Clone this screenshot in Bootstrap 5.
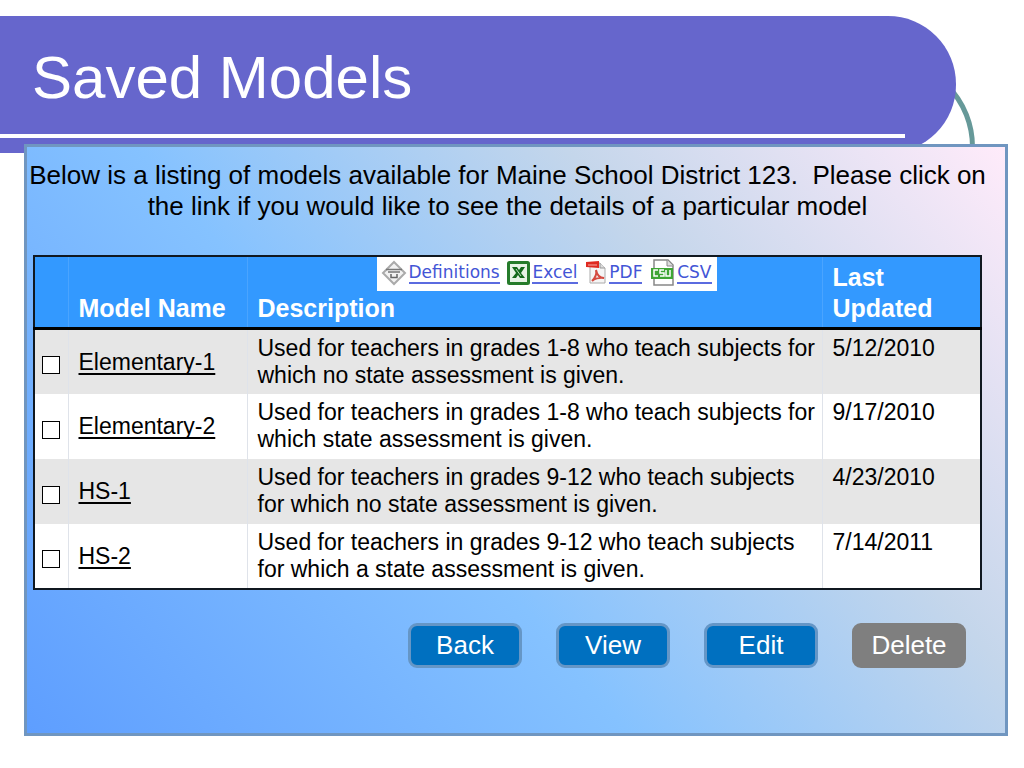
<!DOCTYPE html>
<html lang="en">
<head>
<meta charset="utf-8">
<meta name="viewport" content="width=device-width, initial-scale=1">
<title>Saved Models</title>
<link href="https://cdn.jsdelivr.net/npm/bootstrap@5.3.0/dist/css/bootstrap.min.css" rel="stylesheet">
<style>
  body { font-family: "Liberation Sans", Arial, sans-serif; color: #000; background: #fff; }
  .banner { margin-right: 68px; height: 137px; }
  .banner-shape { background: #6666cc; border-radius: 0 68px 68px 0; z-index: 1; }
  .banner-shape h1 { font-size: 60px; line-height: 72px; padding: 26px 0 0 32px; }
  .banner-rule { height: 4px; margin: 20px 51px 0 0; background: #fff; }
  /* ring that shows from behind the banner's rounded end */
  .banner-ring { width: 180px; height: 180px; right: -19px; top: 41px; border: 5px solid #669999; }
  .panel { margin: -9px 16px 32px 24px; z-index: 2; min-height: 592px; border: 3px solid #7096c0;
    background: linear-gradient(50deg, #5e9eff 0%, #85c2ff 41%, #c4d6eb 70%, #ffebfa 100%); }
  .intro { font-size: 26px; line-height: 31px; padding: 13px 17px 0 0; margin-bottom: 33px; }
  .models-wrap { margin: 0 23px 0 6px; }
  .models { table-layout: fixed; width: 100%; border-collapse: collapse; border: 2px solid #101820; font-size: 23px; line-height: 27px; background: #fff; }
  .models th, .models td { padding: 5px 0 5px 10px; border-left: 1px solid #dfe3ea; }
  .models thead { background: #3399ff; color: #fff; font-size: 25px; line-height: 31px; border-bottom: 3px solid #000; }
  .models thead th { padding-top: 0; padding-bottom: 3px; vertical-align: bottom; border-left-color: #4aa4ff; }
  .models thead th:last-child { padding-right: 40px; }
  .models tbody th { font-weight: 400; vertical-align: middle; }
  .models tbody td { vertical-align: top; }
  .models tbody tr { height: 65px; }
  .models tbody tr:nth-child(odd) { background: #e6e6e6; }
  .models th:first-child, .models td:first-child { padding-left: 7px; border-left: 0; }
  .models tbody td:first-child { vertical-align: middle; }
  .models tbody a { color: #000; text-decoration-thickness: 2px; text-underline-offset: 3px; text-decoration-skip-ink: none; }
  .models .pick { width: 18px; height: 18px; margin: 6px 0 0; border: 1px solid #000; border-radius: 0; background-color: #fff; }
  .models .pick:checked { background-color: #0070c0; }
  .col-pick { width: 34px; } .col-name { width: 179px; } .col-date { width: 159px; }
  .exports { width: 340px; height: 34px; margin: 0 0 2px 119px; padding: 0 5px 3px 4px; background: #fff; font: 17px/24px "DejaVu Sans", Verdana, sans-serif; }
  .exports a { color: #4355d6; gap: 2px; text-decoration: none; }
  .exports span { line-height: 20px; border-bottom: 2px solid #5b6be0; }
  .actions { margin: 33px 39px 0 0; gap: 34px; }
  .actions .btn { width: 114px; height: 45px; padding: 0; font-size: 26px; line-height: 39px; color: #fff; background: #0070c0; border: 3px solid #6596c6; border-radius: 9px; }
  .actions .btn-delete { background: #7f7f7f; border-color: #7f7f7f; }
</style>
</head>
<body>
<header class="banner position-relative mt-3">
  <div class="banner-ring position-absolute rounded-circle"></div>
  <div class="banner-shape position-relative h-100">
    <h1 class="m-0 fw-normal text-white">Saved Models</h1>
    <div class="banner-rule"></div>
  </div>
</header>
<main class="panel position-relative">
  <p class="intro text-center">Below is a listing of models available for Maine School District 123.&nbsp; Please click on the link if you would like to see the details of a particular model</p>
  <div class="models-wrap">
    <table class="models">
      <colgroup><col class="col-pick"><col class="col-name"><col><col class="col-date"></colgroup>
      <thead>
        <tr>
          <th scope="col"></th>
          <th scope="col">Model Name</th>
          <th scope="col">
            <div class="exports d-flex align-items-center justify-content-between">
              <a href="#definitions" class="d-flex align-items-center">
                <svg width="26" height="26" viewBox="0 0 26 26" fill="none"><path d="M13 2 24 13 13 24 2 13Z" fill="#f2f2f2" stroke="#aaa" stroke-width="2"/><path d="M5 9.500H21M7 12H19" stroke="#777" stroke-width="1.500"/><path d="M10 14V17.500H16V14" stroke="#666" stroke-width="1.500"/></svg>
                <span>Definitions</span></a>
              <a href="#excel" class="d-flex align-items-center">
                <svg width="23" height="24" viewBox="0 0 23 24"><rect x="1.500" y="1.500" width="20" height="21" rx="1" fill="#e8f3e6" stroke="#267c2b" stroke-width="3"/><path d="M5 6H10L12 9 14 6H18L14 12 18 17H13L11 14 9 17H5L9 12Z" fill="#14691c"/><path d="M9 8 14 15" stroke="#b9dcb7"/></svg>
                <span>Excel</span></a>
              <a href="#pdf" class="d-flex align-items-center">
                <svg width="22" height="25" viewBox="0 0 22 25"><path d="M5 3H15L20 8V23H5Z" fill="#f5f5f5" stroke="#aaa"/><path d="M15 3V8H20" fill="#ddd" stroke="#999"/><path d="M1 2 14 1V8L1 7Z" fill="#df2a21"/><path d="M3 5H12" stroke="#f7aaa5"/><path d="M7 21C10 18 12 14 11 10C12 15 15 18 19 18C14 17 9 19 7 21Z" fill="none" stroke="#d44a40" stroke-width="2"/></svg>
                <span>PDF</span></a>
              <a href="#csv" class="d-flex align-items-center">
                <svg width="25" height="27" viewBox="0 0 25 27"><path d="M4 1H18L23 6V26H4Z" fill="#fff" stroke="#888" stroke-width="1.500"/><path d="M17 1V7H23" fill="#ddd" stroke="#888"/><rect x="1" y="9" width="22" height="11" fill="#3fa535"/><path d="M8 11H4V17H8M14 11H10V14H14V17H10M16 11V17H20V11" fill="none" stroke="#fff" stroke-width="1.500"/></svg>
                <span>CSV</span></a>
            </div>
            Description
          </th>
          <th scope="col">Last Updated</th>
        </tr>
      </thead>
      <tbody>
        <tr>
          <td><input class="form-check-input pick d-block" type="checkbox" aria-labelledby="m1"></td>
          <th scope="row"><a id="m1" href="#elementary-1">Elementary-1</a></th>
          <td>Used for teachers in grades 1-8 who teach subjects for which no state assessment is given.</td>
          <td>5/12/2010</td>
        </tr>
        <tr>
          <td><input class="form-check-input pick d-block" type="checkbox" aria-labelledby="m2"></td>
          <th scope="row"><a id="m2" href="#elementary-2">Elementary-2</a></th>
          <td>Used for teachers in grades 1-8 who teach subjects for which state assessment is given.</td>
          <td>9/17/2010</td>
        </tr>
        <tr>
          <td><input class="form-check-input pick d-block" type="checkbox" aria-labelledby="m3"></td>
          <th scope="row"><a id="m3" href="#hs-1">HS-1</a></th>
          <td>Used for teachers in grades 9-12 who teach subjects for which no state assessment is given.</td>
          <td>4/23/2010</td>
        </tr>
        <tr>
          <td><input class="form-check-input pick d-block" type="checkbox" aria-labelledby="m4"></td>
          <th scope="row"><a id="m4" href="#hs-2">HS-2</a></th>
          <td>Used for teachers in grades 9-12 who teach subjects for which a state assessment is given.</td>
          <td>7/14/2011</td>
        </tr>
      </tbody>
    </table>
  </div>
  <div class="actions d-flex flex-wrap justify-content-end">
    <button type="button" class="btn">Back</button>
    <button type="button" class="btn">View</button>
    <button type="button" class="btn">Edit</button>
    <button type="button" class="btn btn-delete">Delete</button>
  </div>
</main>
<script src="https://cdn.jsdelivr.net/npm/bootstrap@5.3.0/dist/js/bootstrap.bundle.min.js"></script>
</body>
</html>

++++++++++

» **Job**:
Repeat the lines above exactly, and keep every picture out.

» **Expected answer**:
Clone this screenshot in Bootstrap 5.
<!DOCTYPE html>
<html lang="en">
<head>
<meta charset="utf-8">
<meta name="viewport" content="width=device-width, initial-scale=1">
<title>Saved Models</title>
<link href="https://cdn.jsdelivr.net/npm/bootstrap@5.3.0/dist/css/bootstrap.min.css" rel="stylesheet">
<style>
  body { font-family: "Liberation Sans", Arial, sans-serif; color: #000; background: #fff; }
  .banner { margin-right: 68px; height: 137px; }
  .banner-shape { background: #6666cc; border-radius: 0 68px 68px 0; z-index: 1; }
  .banner-shape h1 { font-size: 60px; line-height: 72px; padding: 26px 0 0 32px; }
  .banner-rule { height: 4px; margin: 20px 51px 0 0; background: #fff; }
  /* ring that shows from behind the banner's rounded end */
  .banner-ring { width: 180px; height: 180px; right: -19px; top: 41px; border: 5px solid #669999; }
  .panel { margin: -9px 16px 32px 24px; z-index: 2; min-height: 592px; border: 3px solid #7096c0;
    background: linear-gradient(50deg, #5e9eff 0%, #85c2ff 41%, #c4d6eb 70%, #ffebfa 100%); }
  .intro { font-size: 26px; line-height: 31px; padding: 13px 17px 0 0; margin-bottom: 33px; }
  .models-wrap { margin: 0 23px 0 6px; }
  .models { table-layout: fixed; width: 100%; border-collapse: collapse; border: 2px solid #101820; font-size: 23px; line-height: 27px; background: #fff; }
  .models th, .models td { padding: 5px 0 5px 10px; border-left: 1px solid #dfe3ea; }
  .models thead { background: #3399ff; color: #fff; font-size: 25px; line-height: 31px; border-bottom: 3px solid #000; }
  .models thead th { padding-top: 0; padding-bottom: 3px; vertical-align: bottom; border-left-color: #4aa4ff; }
  .models thead th:last-child { padding-right: 40px; }
  .models tbody th { font-weight: 400; vertical-align: middle; }
  .models tbody td { vertical-align: top; }
  .models tbody tr { height: 65px; }
  .models tbody tr:nth-child(odd) { background: #e6e6e6; }
  .models th:first-child, .models td:first-child { padding-left: 7px; border-left: 0; }
  .models tbody td:first-child { vertical-align: middle; }
  .models tbody a { color: #000; text-decoration-thickness: 2px; text-underline-offset: 3px; text-decoration-skip-ink: none; }
  .models .pick { width: 18px; height: 18px; margin: 6px 0 0; border: 1px solid #000; border-radius: 0; background-color: #fff; }
  .models .pick:checked { background-color: #0070c0; }
  .col-pick { width: 34px; } .col-name { width: 179px; } .col-date { width: 159px; }
  .exports { width: 340px; height: 34px; margin: 0 0 2px 119px; padding: 0 5px 3px 4px; background: #fff; font: 17px/24px "DejaVu Sans", Verdana, sans-serif; }
  .exports a { color: #4355d6; gap: 2px; text-decoration: none; }
  .exports span { line-height: 20px; border-bottom: 2px solid #5b6be0; }
  .actions { margin: 33px 39px 0 0; gap: 34px; }
  .actions .btn { width: 114px; height: 45px; padding: 0; font-size: 26px; line-height: 39px; color: #fff; background: #0070c0; border: 3px solid #6596c6; border-radius: 9px; }
  .actions .btn-delete { background: #7f7f7f; border-color: #7f7f7f; }
</style>
</head>
<body>
<header class="banner position-relative mt-3">
  <div class="banner-ring position-absolute rounded-circle"></div>
  <div class="banner-shape position-relative h-100">
    <h1 class="m-0 fw-normal text-white">Saved Models</h1>
    <div class="banner-rule"></div>
  </div>
</header>
<main class="panel position-relative">
  <p class="intro text-center">Below is a listing of models available for Maine School District 123.&nbsp; Please click on the link if you would like to see the details of a particular model</p>
  <div class="models-wrap">
    <table class="models">
      <colgroup><col class="col-pick"><col class="col-name"><col><col class="col-date"></colgroup>
      <thead>
        <tr>
          <th scope="col"></th>
          <th scope="col">Model Name</th>
          <th scope="col">
            <div class="exports d-flex align-items-center justify-content-between">
              <a href="#definitions" class="d-flex align-items-center">
                <svg width="26" height="26" viewBox="0 0 26 26" fill="none"><path d="M13 2 24 13 13 24 2 13Z" fill="#f2f2f2" stroke="#aaa" stroke-width="2"/><path d="M5 9.500H21M7 12H19" stroke="#777" stroke-width="1.500"/><path d="M10 14V17.500H16V14" stroke="#666" stroke-width="1.500"/></svg>
                <span>Definitions</span></a>
              <a href="#excel" class="d-flex align-items-center">
                <svg width="23" height="24" viewBox="0 0 23 24"><rect x="1.500" y="1.500" width="20" height="21" rx="1" fill="#e8f3e6" stroke="#267c2b" stroke-width="3"/><path d="M5 6H10L12 9 14 6H18L14 12 18 17H13L11 14 9 17H5L9 12Z" fill="#14691c"/><path d="M9 8 14 15" stroke="#b9dcb7"/></svg>
                <span>Excel</span></a>
              <a href="#pdf" class="d-flex align-items-center">
                <svg width="22" height="25" viewBox="0 0 22 25"><path d="M5 3H15L20 8V23H5Z" fill="#f5f5f5" stroke="#aaa"/><path d="M15 3V8H20" fill="#ddd" stroke="#999"/><path d="M1 2 14 1V8L1 7Z" fill="#df2a21"/><path d="M3 5H12" stroke="#f7aaa5"/><path d="M7 21C10 18 12 14 11 10C12 15 15 18 19 18C14 17 9 19 7 21Z" fill="none" stroke="#d44a40" stroke-width="2"/></svg>
                <span>PDF</span></a>
              <a href="#csv" class="d-flex align-items-center">
                <svg width="25" height="27" viewBox="0 0 25 27"><path d="M4 1H18L23 6V26H4Z" fill="#fff" stroke="#888" stroke-width="1.500"/><path d="M17 1V7H23" fill="#ddd" stroke="#888"/><rect x="1" y="9" width="22" height="11" fill="#3fa535"/><path d="M8 11H4V17H8M14 11H10V14H14V17H10M16 11V17H20V11" fill="none" stroke="#fff" stroke-width="1.500"/></svg>
                <span>CSV</span></a>
            </div>
            Description
          </th>
          <th scope="col">Last Updated</th>
        </tr>
      </thead>
      <tbody>
        <tr>
          <td><input class="form-check-input pick d-block" type="checkbox" aria-labelledby="m1"></td>
          <th scope="row"><a id="m1" href="#elementary-1">Elementary-1</a></th>
          <td>Used for teachers in grades 1-8 who teach subjects for which no state assessment is given.</td>
          <td>5/12/2010</td>
        </tr>
        <tr>
          <td><input class="form-check-input pick d-block" type="checkbox" aria-labelledby="m2"></td>
          <th scope="row"><a id="m2" href="#elementary-2">Elementary-2</a></th>
          <td>Used for teachers in grades 1-8 who teach subjects for which state assessment is given.</td>
          <td>9/17/2010</td>
        </tr>
        <tr>
          <td><input class="form-check-input pick d-block" type="checkbox" aria-labelledby="m3"></td>
          <th scope="row"><a id="m3" href="#hs-1">HS-1</a></th>
          <td>Used for teachers in grades 9-12 who teach subjects for which no state assessment is given.</td>
          <td>4/23/2010</td>
        </tr>
        <tr>
          <td><input class="form-check-input pick d-block" type="checkbox" aria-labelledby="m4"></td>
          <th scope="row"><a id="m4" href="#hs-2">HS-2</a></th>
          <td>Used for teachers in grades 9-12 who teach subjects for which a state assessment is given.</td>
          <td>7/14/2011</td>
        </tr>
      </tbody>
    </table>
  </div>
  <div class="actions d-flex flex-wrap justify-content-end">
    <button type="button" class="btn">Back</button>
    <button type="button" class="btn">View</button>
    <button type="button" class="btn">Edit</button>
    <button type="button" class="btn btn-delete">Delete</button>
  </div>
</main>
<script src="https://cdn.jsdelivr.net/npm/bootstrap@5.3.0/dist/js/bootstrap.bundle.min.js"></script>
</body>
</html>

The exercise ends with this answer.